Sunday 9th November 2008

The rain is definitely trying to make the village green resemble the fields of Flanders in time for the Remembrance Sunday wreath laying. I’m not allowed to go to the green with my Master and Mistress so I asked if I could borrow a poem that my Mistress wrote to share with you all.

FlandersFields

Life’s fleeting impossibility claws through the aftermath of the rain sodden trenches.

The tread boards sunk in the churned quagmire of yesterday,

A reminder of the unmarked graves.

Here lie the myriad believers in a struggle for tomorrow.

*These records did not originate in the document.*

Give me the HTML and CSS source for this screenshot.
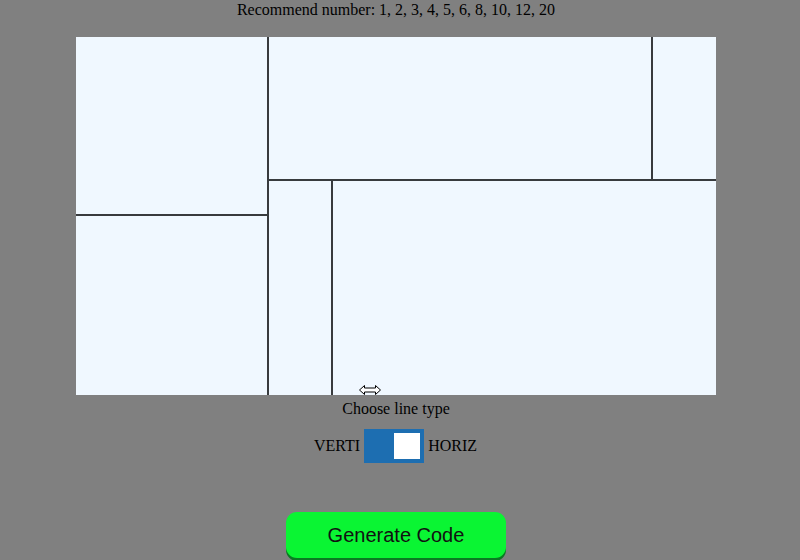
FILE: index.html
```html
<!DOCTYPE html>
<html>
<head>
<meta charset="utf-8">
<link rel="stylesheet" href="styles.css">
</head>
<body>
<div class="page">
  <p class="recommend">Recommend number: 1, 2, 3, 4, 5, 6, 8, 10, 12, 20</p>
  <div class="canvas">
    <div class="col left">
      <div class="cell h178"></div>
      <div class="hline"></div>
      <div class="cell grow"></div>
    </div>
    <div class="vline"></div>
    <div class="col grow">
      <div class="row h142">
        <div class="cell w383"></div>
        <div class="vline"></div>
        <div class="cell grow"></div>
      </div>
      <div class="hline"></div>
      <div class="row grow">
        <div class="cell w63"></div>
        <div class="vline"></div>
        <div class="cell grow"></div>
      </div>
    </div>
    <svg class="cursor" width="24" height="12" viewBox="0 0 24 12">
      <path d="M1.5 6 L6.5 1.5 L6.5 4 L17.5 4 L17.5 1.5 L22.5 6 L17.5 10.5 L17.5 8 L6.5 8 L6.5 10.5 Z" fill="#fff" stroke="#000" stroke-width="1"/>
    </svg>
  </div>
  <p class="choose">Choose line type</p>
  <div class="toggle-row">
    <span class="lbl">VERTI</span>
    <span class="switch"><span class="knob"></span></span>
    <span class="lbl">HORIZ</span>
  </div>
  <div class="btn-wrap">
    <button class="gen">Generate Code</button>
  </div>
</div>
</body>
</html>
```
FILE: styles.css
```css
html, body {
  margin: 0;
  padding: 0;
  background: #808080;
  height: 100%;
  overflow: hidden;
}
.page {
  width: 792px;
  font-family: "Liberation Serif", "Times New Roman", serif;
  font-size: 16px;
  color: #000;
  display: flex;
  flex-direction: column;
  align-items: center;
}
.recommend {
  margin: 0;
  padding-top: 1px;
  line-height: 18px;
}
.canvas {
  position: relative;
  margin-top: 18px;
  width: 640px;
  height: 358px;
  background: #f0f8ff;
  display: flex;
}
.col { display: flex; flex-direction: column; }
.row { display: flex; }
.left { width: 191px; }
.grow { flex: 1; }
.h178 { height: 177px; }
.h142 { height: 142px; }
.w383 { width: 382px; }
.w63 { width: 62px; }
.hline { height: 2px; background: #383b3e; }
.vline { width: 2px; background: #383b3e; }
.cursor {
  position: absolute;
  left: 282px;
  top: 347px;
}
.choose {
  margin: 0;
  margin-top: 5px;
  line-height: 18px;
}
.toggle-row {
  margin-top: 11px;
  margin-right: 1px;
  display: flex;
  align-items: center;
  gap: 4px;
}
.switch {
  width: 60px;
  height: 34px;
  background: #1d6eb1;
  display: flex;
  align-items: center;
  justify-content: flex-end;
  padding-right: 4px;
  box-sizing: border-box;
}
.knob {
  width: 26px;
  height: 26px;
  background: #fff;
}
.btn-wrap {
  margin-top: 49px;
}
.gen {
  width: 220px;
  height: 46px;
  border: none;
  border-radius: 11px;
  background: #0af533;
  box-shadow: 0 3px 0 #0a7a22;
  font-family: "Liberation Sans", Arial, sans-serif;
  font-size: 20px;
  color: #111;
  padding: 0;
}
```
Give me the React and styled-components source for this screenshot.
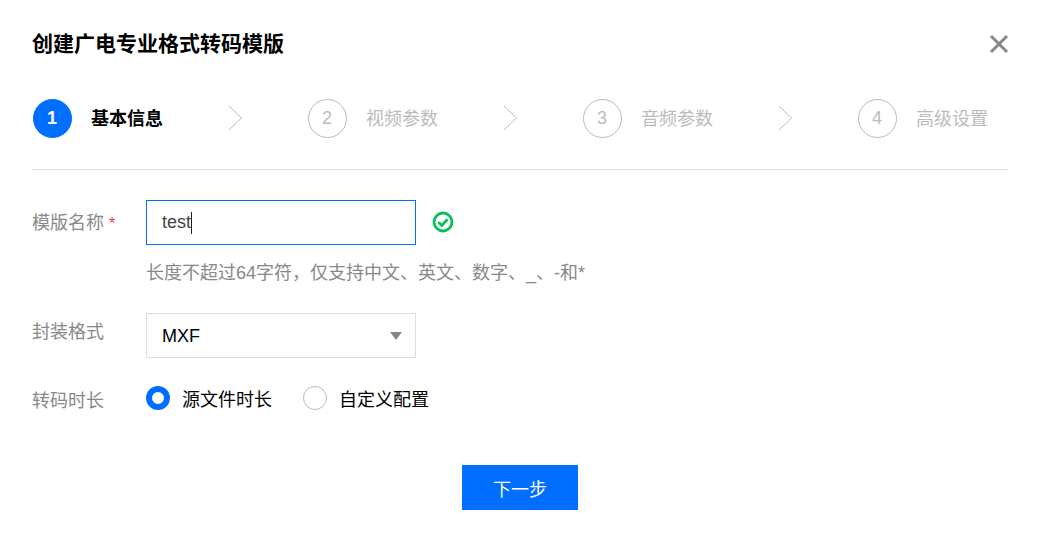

Sent to die by the turbid commands of authority,

Into the acrid haze of battle.

The mud, cloying and omnipresent, claiming their footsteps,

Claiming their struggle,

Claiming their torso,

Claiming their very breath.

Lungs clogged by the rich brown earth to which they return.

 

Yet there in Flanders fields,

A greater hand orchestrates the whole.

Poised to grow the poppy red carpet of peace above those sodden graves.

© Rosemary J Kind

When you’ve driven past those fields on Remembrance Sunday and you’ve dug in the sodden ground that makes up those fields and you’ve looked at the thousands of names listed on the memorial at Ypres, you start to understand in a very small way just what a tragic sacrifice was made and at what a price peace was brought about.

I’d just like to add a little note to send all my friends and relatives in Belgium hugs and licks from an Alfie Dog who misses his homeland.